At the age of 15, Saïd's parents sent him to Mount Hermon School, a private college preparatory school in Massachusetts, where he recalls a "miserable" year feeling "out of place" .[3]

Said earned an A.B. from Princeton University and an M.A. and a Ph.D. from Harvard University, where he won the Bowdoin Prize. He joined the faculty of Columbia University in 1963 and served as Professor of English and Comparative Literature for several decades. In 1977 Said became the Parr Professor of English and Comparative Literature at Columbia and subsequently became the Old Dominion Foundation Professor in the Humanities. In 1992 he attained the rank of University Professor, Columbia's most prestigious academic position. Professor Said also taught at Harvard, Johns Hopkins, and Yale universities. He was fluent in English and French. In 1999, after his earlier election to second vice president and following its succession policy, Said served as president of the Modern Language Association.

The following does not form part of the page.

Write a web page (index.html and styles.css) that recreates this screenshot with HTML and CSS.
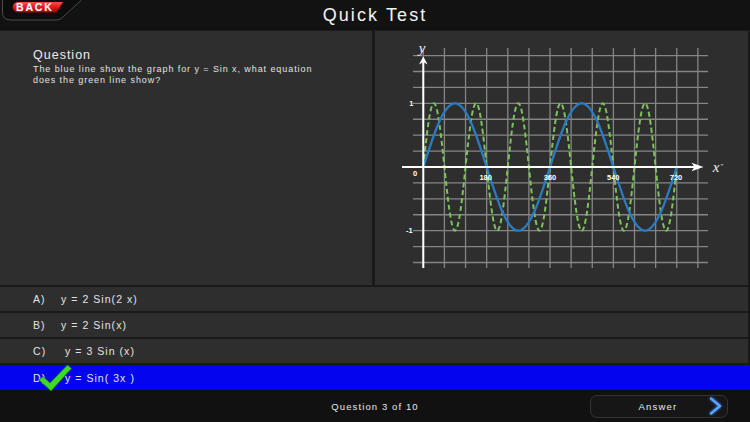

Said was bestowed with numerous honorary doctorates from universities around the world and twice received Columbia's Trilling Award and the Wellek Prize of the American Comparative Literature Association. His autobiographical memoir Out of Place won the 1999 New Yorker Prize for non-fiction. He was also a member of the American Academy of Arts and Sciences, the American Academy of Arts and Letters, the Royal Society of Literature, and the American Philosophical Society.[4]

Said's writing regularly appeared in The Nation, The Guardian, the London Review of Books, Le Monde Diplomatique, Counterpunch, Al Ahram, and the pan-Arab daily al-Hayat. He gave interviews alongside his good friend, fellow political activist, and colleague Noam Chomsky regarding U.S. foreign policy for various independent radio programs.

Said also contributed music criticism to The Nation for many years. In 1999, he jointly founded the West-East Divan Orchestra with the Argentine-Israeli conductor and close friend Daniel Barenboim.

In January 2006, anthropologist David Price obtained 147 pages of Said's 238-page FBI file through a Freedom of Information Act request. The records reveal that Said was under surveillance starting in 1971. Most of his records are marked as related to "IS Middle East" ("IS" = Israel) and significant portions remain "Classified Secrets."[5]

Edward Said died at the age of 67 in the early morning of September 25, 2003, in New York City, after a decade-long battle with chronic myelogenous leukemia.[6]

In November 2004, Birzeit University renamed its music school as the Edward Said National Conservatory of Music in his honor.[7]